The colocation DCO model occurs when an organization physically deploys IT equipment in data centers owned and managed by a third-party provider. The organization retains control over its servers, storage, and networking equipment, while the service provider offers the physical infrastructure, power, cooling, and connectivity.
Organizations may choose colocation because of several benefits, like a lower cost of entry, scalability, less maintenance, and location flexibility. Drawbacks to this option include a loss of complete control, less flexibility for physical access, and migration challenges.
Managed Services / Data Center as a Service
The managed services DCO model, sometimes known as Data Center as a Service (DCaaS), occurs when an organization leases data center infrastructure from a service provider. This provider will also assume responsibility for day-to-day operations. These services may include hardware procurement, installation, monitoring, maintenance, and support, ensuring the availability, performance, and security of the data center.
The managed services model is an attractive option for organizations who want to leverage the service provider’s expertise to free up resources so they can focus on their core business activities.
The cloud services DCO model involves outsourcing resources and infrastructure to a cloud services provider like Amazon Web Services (AWS), Google Cloud, or Microsoft Azure. This option does not require maintaining any physical servers, as organizations can access computing resources, storage, and applications on the web.
Organizations may find the cloud services option beneficial because of its scalability, flexibility, and cost-efficiency – organizations only pay for the resources they use.
The hybrid DCO model combines multiple models to meet an organization’s specific needs. This could include in-house, on-premises infrastructure management for core workloads and a colocation service provider for non-core activities.
The hybrid model is best suited for organizations searching for flexibility to meet their data center needs.
What Are the Benefits of Data Center Outsourcing?
- Cost savings for operational expenses, like space, power, cooling, and equipment and labor costs, through economies of scale and shared resources
- Access to state-of-the-art infrastructure without having to continuously fix or upgrade hardware like servers, networking equipment, and storage equipment
- Ability to scale up or down to meet the changing needs of an organization
- Reliability for critical needs like disaster recovery and reduced downtime
- Lower barrier to entry compared to designing and constructing their data centers on-premise
- Access to skill sets that may be difficult to find in the organization’s country or region
- Freeing up resources from data center operations management to core business activities and other strategic initiatives
What Are the Challenges of Data Center Outsourcing?
- Lack of direct control over data center infrastructure and operations
- Security concerns that may arise from sharing equipment and labor resources with other organizations. This includes physical and cyber security
- Compatibility of working styles, business and IT goals, and cultural norms
- Communication challenges due to language barriers or time zone differences
- Travel costs to and from service providers
What to Consider When You Outsource Your Data Center?
There are several factors to consider when deciding whether to outsource any of your data center management needs.
- Reputation: Does the DCO service provider have a proven track record of reliability and customer satisfaction?

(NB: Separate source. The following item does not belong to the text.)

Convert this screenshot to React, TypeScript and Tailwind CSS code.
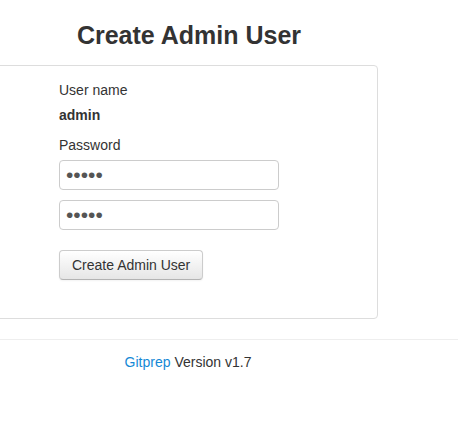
export default function App() {
  return (
    <div
      className="min-h-screen bg-white text-[14px] leading-5 text-[#333]"
      style={{ fontFamily: '"Liberation Sans", Arial, sans-serif' }}
    >
      <div className="w-[378px]">
        <h3 className="pt-[15px] pb-[10px] text-center text-[25px] font-bold leading-10">
          Create Admin User
        </h3>
        <div className="-ml-[4px] w-[382px] rounded border border-[#ddd] bg-white pb-[38px] pl-[62px] pt-[14px]">
          <div className="mb-[5px]">User name</div>
          <div className="mb-[10px] font-bold">admin</div>
          <div className="mb-[5px]">Password</div>
          <input
            type="password"
            defaultValue="admin"
            className="mb-[10px] block h-[30px] w-[220px] rounded border border-[#ccc] px-[6px] text-[21px] leading-none text-[#555] outline-none"
          />
          <input
            type="password"
            defaultValue="admin"
            className="mb-[20px] block h-[30px] w-[220px] rounded border border-[#ccc] px-[6px] text-[21px] leading-none text-[#555] outline-none"
          />
          <button className="h-[30px] rounded border border-[#ccc] border-b-[#b3b3b3] bg-gradient-to-b from-white to-[#e6e6e6] px-[12px] text-[14px] text-[#333] shadow-[inset_0_1px_0_rgba(255,255,255,0.2),0_1px_2px_rgba(0,0,0,0.05)]">
            Create Admin User
          </button>
        </div>
      </div>
      <div className="mt-[20px] border-t border-[#eee] pt-[12px]">
        <div className="w-[376px] text-center">
          <a href="#" className="text-[#1589d6]">
            Gitprep
          </a>{" "}
          Version v1.7
        </div>
      </div>
    </div>
  );
}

- Scalability: Can the service provider scale their services up or down to accommodate your organization’s evolving needs?
- Security: Does the service provider have robust security measures like physical security, network security, compliance with relevant regulations, and data backup and recovery processes?

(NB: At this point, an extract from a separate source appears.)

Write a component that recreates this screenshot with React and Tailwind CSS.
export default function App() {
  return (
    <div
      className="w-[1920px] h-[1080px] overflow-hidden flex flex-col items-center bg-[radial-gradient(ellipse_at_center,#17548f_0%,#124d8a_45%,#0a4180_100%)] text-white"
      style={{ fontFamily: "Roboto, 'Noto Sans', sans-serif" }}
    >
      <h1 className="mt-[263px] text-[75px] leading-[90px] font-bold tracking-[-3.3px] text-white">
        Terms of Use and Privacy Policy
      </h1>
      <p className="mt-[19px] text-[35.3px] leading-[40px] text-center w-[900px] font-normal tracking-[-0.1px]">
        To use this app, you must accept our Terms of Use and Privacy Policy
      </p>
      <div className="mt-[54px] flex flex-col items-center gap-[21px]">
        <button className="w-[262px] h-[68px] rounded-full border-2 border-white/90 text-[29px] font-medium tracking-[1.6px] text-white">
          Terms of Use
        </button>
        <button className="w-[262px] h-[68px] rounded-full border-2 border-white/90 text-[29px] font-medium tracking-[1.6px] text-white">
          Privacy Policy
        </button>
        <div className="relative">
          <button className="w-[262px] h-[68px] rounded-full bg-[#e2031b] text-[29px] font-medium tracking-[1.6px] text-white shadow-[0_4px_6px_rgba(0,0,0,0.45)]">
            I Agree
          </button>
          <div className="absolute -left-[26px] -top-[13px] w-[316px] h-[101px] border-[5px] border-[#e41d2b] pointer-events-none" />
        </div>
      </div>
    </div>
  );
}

- Location: Is the service provider geographically located in an area with benefits like time zone alignment, proximity, and political stability?
- Power and Cooling: Does the service provider have redundancies to provide reliable power and cooling to the data center?
- Service Level Agreements (SLAs): Can the service provider demonstrate clear and comprehensive SLAs like incident response and resolution times, performance metrics, uptime guarantees, security measures, and escalation procedures?
- Cost: Does the service provider’s cost structure and pricing model fit within your budgetary and infrastructure needs?
- Offboarding: Thinking ahead to the future, is there a robust plan to offboard the service provider while also maintaining business continuity and retrieving data and systems?
How to Get Started With Data Center Outsourcing?
After you’ve decided to move forward with data center outsourcing, then what? We break down 10 steps to successful start your data center outsourcing journey.
- Define your data center goals like reducing costs or improving operational efficiency.
- Assess your data center requirements and needs like scalability, storage, and performance.
- Identify potential service providers that meet your needs like a preferred location, experience, reputation, expertise, cost, and services.
- Conduct a feasibility study to determine if the service provider aligns with your organization’s overall IT strategy and business objectives.
- Request proposals to evaluate the service providers based on contractual terms, pricing, technical capabilities, and other requirements.
- Conduct due diligence to verify references, compliance records, SLAs, and certifications.
- Conduct site visits to assess and inspect infrastructure, security measures, and operational processes.
- Evaluate and choose a service provider with your legal and procurement teams.
- Create and execute a migration plan with clear timelines and responsibilities in collaboration with the service provider to ensure a seamless transition.
- Monitor the outsourced data center through established communication channels, ongoing assessments, and regular audits.
How does cloud computing fit into data center outsourcing?
Cloud computing can be considered a type of DCO. Instead of using physical data center infrastructure for their computing needs, organizations can access computing resources on the web through cloud service providers.
How does pricing for data center outsourcing services work?
Pricing can come in the form of fixed, usage-based, or tiered pricing and depend on factors like contract length, services needed, support provided, and ancillary costs like setup, migration, data transfer, hardware, or software licensing fees.
What are the compliance and security requirements for data center outsourcing?
Compliance and security requirements include data privacy, security controls, industry-specific regulations like HIPAA or PCI, compliance certifications like SOC 2 (Service Organization Controls) or FedRAMP (for US government agencies), audits, and business continuity and disaster recovery.
What kind of data center infrastructure do I need for outsourcing?
Data center infrastructure needs may include storage infrastructure, computing resources, power and cooling, physical security, and network infrastructure.